::: DATA EXCERPT :::
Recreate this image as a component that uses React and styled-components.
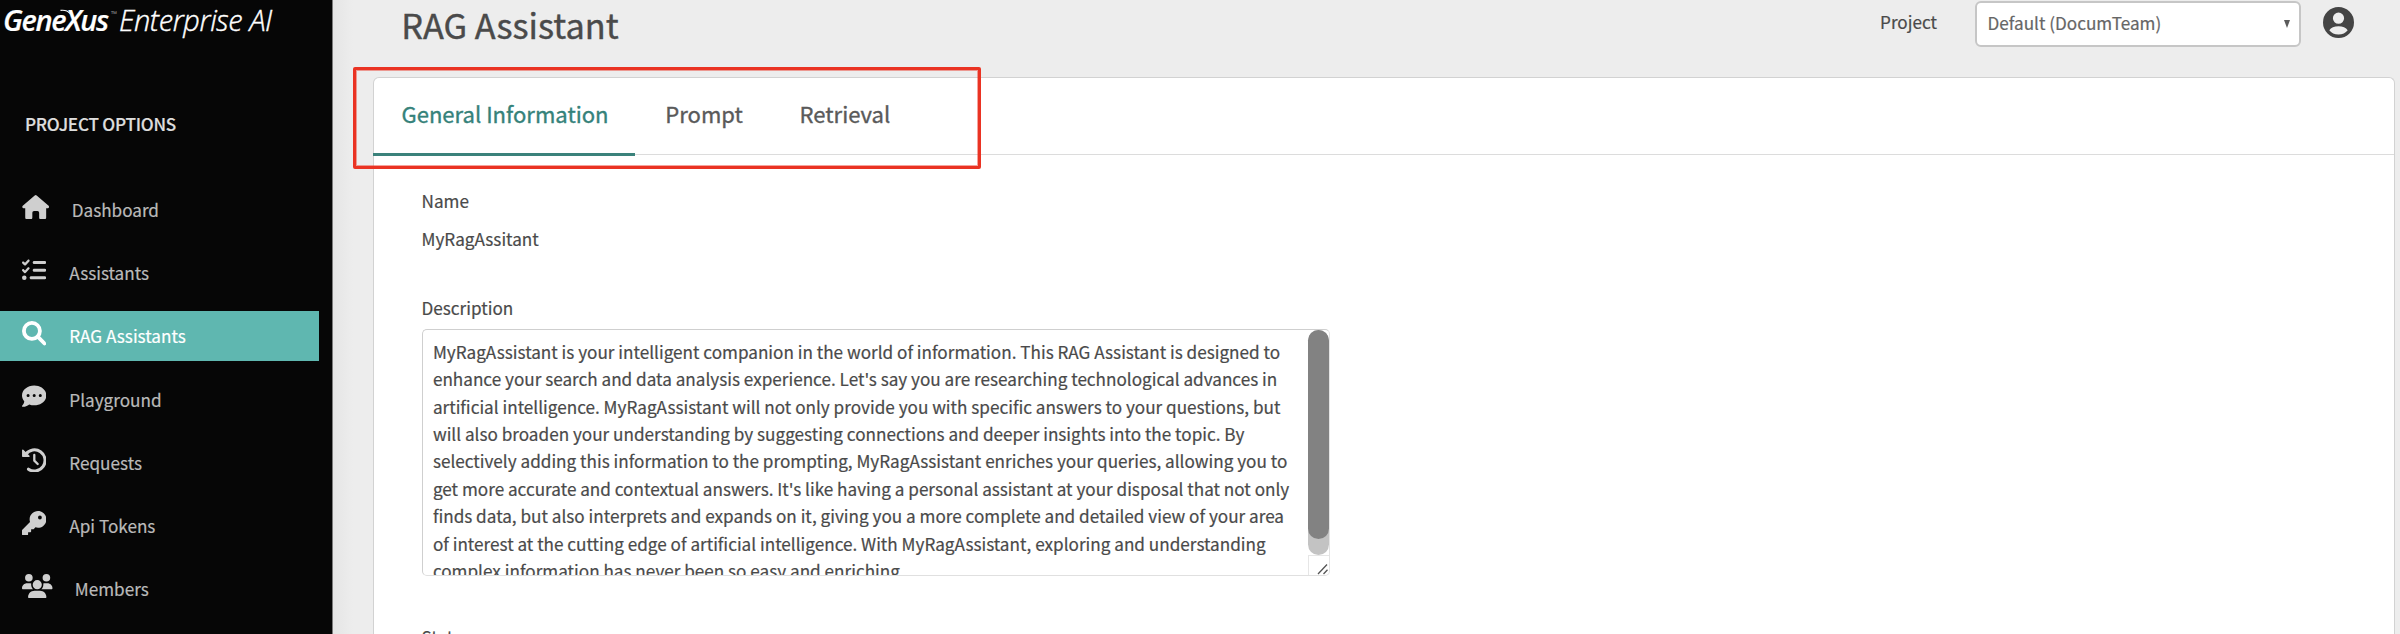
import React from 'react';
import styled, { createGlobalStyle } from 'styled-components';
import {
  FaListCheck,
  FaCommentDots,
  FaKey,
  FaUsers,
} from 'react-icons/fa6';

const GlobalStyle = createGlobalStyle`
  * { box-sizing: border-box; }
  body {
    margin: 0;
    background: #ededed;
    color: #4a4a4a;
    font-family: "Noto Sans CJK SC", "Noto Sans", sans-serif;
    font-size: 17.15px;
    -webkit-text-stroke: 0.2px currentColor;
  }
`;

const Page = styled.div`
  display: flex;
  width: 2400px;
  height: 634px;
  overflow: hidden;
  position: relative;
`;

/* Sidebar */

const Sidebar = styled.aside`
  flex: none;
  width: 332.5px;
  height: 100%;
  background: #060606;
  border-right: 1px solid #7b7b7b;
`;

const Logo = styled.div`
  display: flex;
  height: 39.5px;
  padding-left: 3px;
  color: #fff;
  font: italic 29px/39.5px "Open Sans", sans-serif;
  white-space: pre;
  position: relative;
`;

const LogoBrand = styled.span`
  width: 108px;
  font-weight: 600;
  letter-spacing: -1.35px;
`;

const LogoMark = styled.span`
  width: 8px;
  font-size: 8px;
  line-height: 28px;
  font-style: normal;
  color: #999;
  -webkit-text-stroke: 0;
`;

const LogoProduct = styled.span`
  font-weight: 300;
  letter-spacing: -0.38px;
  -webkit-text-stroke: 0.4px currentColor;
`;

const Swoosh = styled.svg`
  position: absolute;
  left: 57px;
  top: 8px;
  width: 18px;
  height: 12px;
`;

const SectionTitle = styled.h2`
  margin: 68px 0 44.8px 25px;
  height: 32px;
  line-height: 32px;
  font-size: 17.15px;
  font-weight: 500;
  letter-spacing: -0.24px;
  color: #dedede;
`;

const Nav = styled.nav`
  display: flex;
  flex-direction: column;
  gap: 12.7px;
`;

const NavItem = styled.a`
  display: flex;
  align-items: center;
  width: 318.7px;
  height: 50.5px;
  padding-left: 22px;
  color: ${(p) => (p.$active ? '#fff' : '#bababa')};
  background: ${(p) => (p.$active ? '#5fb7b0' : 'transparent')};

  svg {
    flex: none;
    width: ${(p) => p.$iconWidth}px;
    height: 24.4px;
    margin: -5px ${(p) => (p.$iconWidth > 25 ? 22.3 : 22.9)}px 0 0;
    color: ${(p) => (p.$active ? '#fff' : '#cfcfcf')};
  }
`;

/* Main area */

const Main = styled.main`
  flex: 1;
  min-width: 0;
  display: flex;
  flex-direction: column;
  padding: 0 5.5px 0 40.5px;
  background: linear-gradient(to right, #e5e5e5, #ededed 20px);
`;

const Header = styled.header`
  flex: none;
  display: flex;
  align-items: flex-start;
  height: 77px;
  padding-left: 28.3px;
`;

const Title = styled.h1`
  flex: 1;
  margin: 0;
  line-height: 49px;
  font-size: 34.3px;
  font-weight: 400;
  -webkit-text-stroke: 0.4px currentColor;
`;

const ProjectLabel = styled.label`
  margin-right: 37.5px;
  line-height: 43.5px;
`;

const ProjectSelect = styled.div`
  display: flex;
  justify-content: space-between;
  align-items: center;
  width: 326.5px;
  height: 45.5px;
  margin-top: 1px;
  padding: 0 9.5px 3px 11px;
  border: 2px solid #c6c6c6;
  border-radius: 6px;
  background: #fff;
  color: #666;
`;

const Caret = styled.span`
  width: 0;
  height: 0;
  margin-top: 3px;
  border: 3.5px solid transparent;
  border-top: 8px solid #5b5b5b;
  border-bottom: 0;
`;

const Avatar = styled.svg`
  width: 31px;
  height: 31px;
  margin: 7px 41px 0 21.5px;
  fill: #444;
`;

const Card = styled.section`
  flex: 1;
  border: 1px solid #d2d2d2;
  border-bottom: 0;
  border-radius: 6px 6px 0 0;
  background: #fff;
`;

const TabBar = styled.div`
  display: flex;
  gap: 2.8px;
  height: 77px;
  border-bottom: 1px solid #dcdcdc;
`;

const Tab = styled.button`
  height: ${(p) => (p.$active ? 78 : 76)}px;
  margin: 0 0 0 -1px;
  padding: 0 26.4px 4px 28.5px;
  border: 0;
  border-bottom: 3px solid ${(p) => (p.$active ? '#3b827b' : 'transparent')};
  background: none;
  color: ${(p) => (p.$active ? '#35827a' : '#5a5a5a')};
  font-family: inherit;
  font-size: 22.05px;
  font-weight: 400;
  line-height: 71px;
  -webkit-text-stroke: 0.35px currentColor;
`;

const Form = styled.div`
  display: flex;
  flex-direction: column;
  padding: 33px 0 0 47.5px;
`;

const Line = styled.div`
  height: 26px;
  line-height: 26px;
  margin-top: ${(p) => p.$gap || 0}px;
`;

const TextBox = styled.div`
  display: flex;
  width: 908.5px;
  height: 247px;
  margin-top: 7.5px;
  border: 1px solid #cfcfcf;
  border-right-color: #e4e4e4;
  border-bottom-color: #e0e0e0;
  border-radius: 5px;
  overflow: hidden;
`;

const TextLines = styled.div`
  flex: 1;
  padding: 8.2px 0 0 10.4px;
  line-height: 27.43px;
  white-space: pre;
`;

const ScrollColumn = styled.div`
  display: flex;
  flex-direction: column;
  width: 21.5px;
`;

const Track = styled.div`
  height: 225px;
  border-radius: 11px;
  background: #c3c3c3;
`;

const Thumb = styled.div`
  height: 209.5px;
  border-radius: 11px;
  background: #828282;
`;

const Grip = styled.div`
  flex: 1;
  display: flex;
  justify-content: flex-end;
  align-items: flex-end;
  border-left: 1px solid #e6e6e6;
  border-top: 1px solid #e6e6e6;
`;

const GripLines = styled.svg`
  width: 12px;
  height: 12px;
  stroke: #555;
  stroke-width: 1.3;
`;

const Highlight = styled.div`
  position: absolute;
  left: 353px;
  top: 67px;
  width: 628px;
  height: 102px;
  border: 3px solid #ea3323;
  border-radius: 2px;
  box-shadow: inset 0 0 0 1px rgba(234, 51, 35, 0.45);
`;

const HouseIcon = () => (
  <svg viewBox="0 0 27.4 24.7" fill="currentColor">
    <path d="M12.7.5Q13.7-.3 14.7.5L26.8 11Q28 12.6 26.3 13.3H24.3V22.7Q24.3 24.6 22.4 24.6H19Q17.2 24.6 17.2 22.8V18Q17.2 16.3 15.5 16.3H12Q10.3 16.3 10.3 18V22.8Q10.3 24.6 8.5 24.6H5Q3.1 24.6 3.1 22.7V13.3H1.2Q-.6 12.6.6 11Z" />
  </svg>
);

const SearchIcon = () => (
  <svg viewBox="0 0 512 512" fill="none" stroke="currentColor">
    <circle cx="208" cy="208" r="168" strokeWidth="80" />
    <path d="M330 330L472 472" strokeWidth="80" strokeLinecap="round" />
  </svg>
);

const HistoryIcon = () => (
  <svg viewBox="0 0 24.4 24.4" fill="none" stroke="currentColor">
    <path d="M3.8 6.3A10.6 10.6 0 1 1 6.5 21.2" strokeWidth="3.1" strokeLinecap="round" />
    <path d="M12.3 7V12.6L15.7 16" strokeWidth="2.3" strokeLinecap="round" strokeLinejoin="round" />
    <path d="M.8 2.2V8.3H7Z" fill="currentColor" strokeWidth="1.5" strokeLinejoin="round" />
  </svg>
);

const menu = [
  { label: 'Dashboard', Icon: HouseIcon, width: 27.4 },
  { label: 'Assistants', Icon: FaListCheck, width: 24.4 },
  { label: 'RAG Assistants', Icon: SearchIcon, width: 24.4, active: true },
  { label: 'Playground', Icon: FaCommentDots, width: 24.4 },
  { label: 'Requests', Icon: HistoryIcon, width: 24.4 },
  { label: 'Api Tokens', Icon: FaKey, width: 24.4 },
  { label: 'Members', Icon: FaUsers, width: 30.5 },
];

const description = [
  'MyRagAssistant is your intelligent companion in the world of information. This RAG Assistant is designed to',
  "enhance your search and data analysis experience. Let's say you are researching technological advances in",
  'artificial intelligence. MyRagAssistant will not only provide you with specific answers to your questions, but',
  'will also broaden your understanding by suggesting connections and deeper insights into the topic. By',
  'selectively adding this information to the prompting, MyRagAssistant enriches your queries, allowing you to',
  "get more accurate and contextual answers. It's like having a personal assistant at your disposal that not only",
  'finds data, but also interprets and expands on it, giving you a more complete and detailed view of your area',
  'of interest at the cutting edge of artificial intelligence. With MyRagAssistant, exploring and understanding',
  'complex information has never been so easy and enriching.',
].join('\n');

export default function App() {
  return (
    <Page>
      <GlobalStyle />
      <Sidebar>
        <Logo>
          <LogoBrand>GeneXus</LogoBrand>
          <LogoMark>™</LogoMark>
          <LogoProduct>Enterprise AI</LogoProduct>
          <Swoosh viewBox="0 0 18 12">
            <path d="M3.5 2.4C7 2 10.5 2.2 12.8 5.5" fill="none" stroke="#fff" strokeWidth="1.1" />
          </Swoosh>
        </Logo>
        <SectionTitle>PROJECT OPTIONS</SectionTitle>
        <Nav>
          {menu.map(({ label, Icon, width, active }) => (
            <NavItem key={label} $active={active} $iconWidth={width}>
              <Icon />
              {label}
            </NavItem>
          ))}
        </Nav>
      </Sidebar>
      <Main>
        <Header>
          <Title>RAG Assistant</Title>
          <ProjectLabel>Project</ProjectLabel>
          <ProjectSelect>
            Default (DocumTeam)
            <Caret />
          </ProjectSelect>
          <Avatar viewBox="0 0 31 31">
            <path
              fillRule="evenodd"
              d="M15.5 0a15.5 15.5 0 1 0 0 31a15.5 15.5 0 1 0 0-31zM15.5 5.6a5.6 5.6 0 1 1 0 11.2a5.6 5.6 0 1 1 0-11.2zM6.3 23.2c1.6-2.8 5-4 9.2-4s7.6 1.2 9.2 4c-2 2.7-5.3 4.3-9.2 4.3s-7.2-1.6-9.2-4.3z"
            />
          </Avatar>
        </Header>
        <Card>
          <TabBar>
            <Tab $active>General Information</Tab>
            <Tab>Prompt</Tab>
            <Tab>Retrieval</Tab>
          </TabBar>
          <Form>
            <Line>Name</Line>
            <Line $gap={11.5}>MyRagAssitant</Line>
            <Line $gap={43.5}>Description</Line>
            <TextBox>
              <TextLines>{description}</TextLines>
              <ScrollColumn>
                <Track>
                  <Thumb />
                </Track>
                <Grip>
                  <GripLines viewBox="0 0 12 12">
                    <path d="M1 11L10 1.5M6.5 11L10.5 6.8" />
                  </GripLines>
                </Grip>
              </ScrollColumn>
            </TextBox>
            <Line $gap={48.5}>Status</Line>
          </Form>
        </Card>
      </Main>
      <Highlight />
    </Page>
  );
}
:::
**DIRECTIVE**
Pictures stay out. Print the data exactly, from its first line through the line containing "Main area */".

**CORRECT RESPONSE**
Recreate this image as a component that uses React and styled-components.
import React from 'react';
import styled, { createGlobalStyle } from 'styled-components';
import {
  FaListCheck,
  FaCommentDots,
  FaKey,
  FaUsers,
} from 'react-icons/fa6';

const GlobalStyle = createGlobalStyle`
  * { box-sizing: border-box; }
  body {
    margin: 0;
    background: #ededed;
    color: #4a4a4a;
    font-family: "Noto Sans CJK SC", "Noto Sans", sans-serif;
    font-size: 17.15px;
    -webkit-text-stroke: 0.2px currentColor;
  }
`;

const Page = styled.div`
  display: flex;
  width: 2400px;
  height: 634px;
  overflow: hidden;
  position: relative;
`;

/* Sidebar */

const Sidebar = styled.aside`
  flex: none;
  width: 332.5px;
  height: 100%;
  background: #060606;
  border-right: 1px solid #7b7b7b;
`;

const Logo = styled.div`
  display: flex;
  height: 39.5px;
  padding-left: 3px;
  color: #fff;
  font: italic 29px/39.5px "Open Sans", sans-serif;
  white-space: pre;
  position: relative;
`;

const LogoBrand = styled.span`
  width: 108px;
  font-weight: 600;
  letter-spacing: -1.35px;
`;

const LogoMark = styled.span`
  width: 8px;
  font-size: 8px;
  line-height: 28px;
  font-style: normal;
  color: #999;
  -webkit-text-stroke: 0;
`;

const LogoProduct = styled.span`
  font-weight: 300;
  letter-spacing: -0.38px;
  -webkit-text-stroke: 0.4px currentColor;
`;

const Swoosh = styled.svg`
  position: absolute;
  left: 57px;
  top: 8px;
  width: 18px;
  height: 12px;
`;

const SectionTitle = styled.h2`
  margin: 68px 0 44.8px 25px;
  height: 32px;
  line-height: 32px;
  font-size: 17.15px;
  font-weight: 500;
  letter-spacing: -0.24px;
  color: #dedede;
`;

const Nav = styled.nav`
  display: flex;
  flex-direction: column;
  gap: 12.7px;
`;

const NavItem = styled.a`
  display: flex;
  align-items: center;
  width: 318.7px;
  height: 50.5px;
  padding-left: 22px;
  color: ${(p) => (p.$active ? '#fff' : '#bababa')};
  background: ${(p) => (p.$active ? '#5fb7b0' : 'transparent')};

  svg {
    flex: none;
    width: ${(p) => p.$iconWidth}px;
    height: 24.4px;
    margin: -5px ${(p) => (p.$iconWidth > 25 ? 22.3 : 22.9)}px 0 0;
    color: ${(p) => (p.$active ? '#fff' : '#cfcfcf')};
  }
`;

/* Main area */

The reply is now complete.